At one time the US was home to …2,000 [malls:] climate-controlled, multi-level, windowless and flanked on each end by well-lit department stores. There are just over 1,000 indoor American malls alive today, with analysts putting the number of mall closures within the next five years at between 20 and 25 percent.
,,,Yang’s policy would fund struggling malls with matching grants and tax incentives to the tune of $6 billion. Investing in and revitalizing dead malls doesn’t just mean bringing retail back; he’s also a big believer in transforming and repurposing malls into “[o]ffices, churches, indoor recreation spaces, anything we can do to keep these spaces vital and positive is an enormous win for the surrounding community,” reads his campaign site. Mall closures, Yang tweeted last month, “have a disastrous effect on local property values.”

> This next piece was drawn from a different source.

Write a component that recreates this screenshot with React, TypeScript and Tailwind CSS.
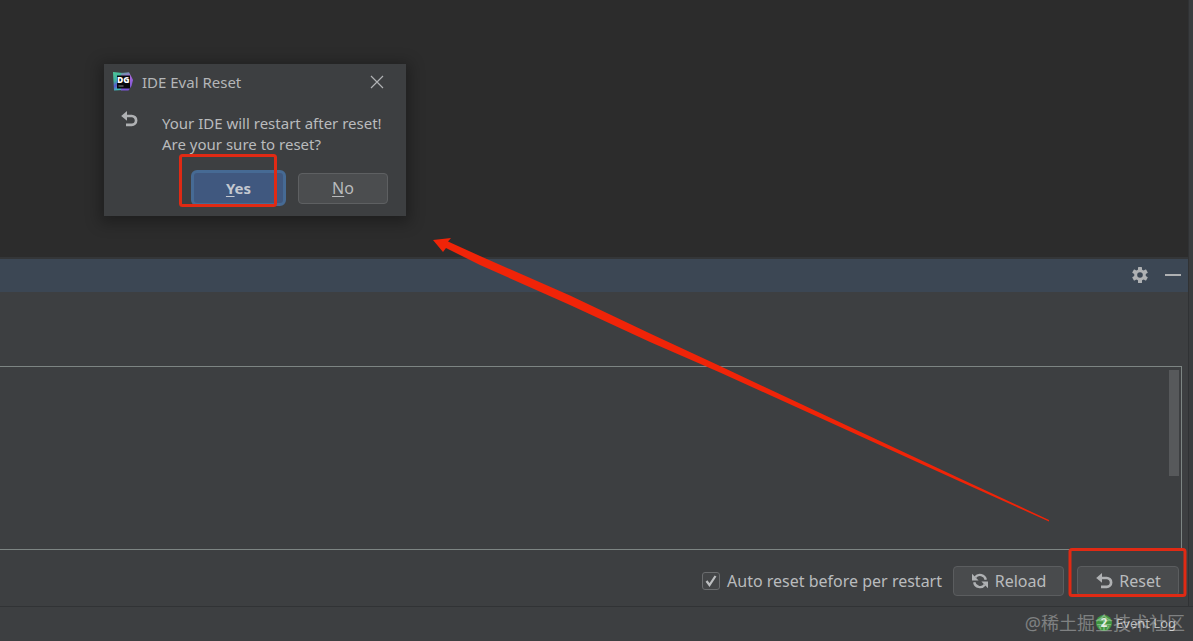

…Abandoned malls are what the Congress for the New Urbanism coined “greyfields,” as reported by CityLab, for the seas of parking lots that surround them. Yang’s campaign pledge to transform vacant malls into multi-purpose spaces is right in line with New Urbanism’s architectural and urban planning movement to create mixed-use, “live, work, shop, play” centers, …(ICSC) found that 78 percent of US adults would consider living in such a center.
A more flexible version of this plan, one that doesn’t necessarily envision “high-end” mixed use, would be very interesting.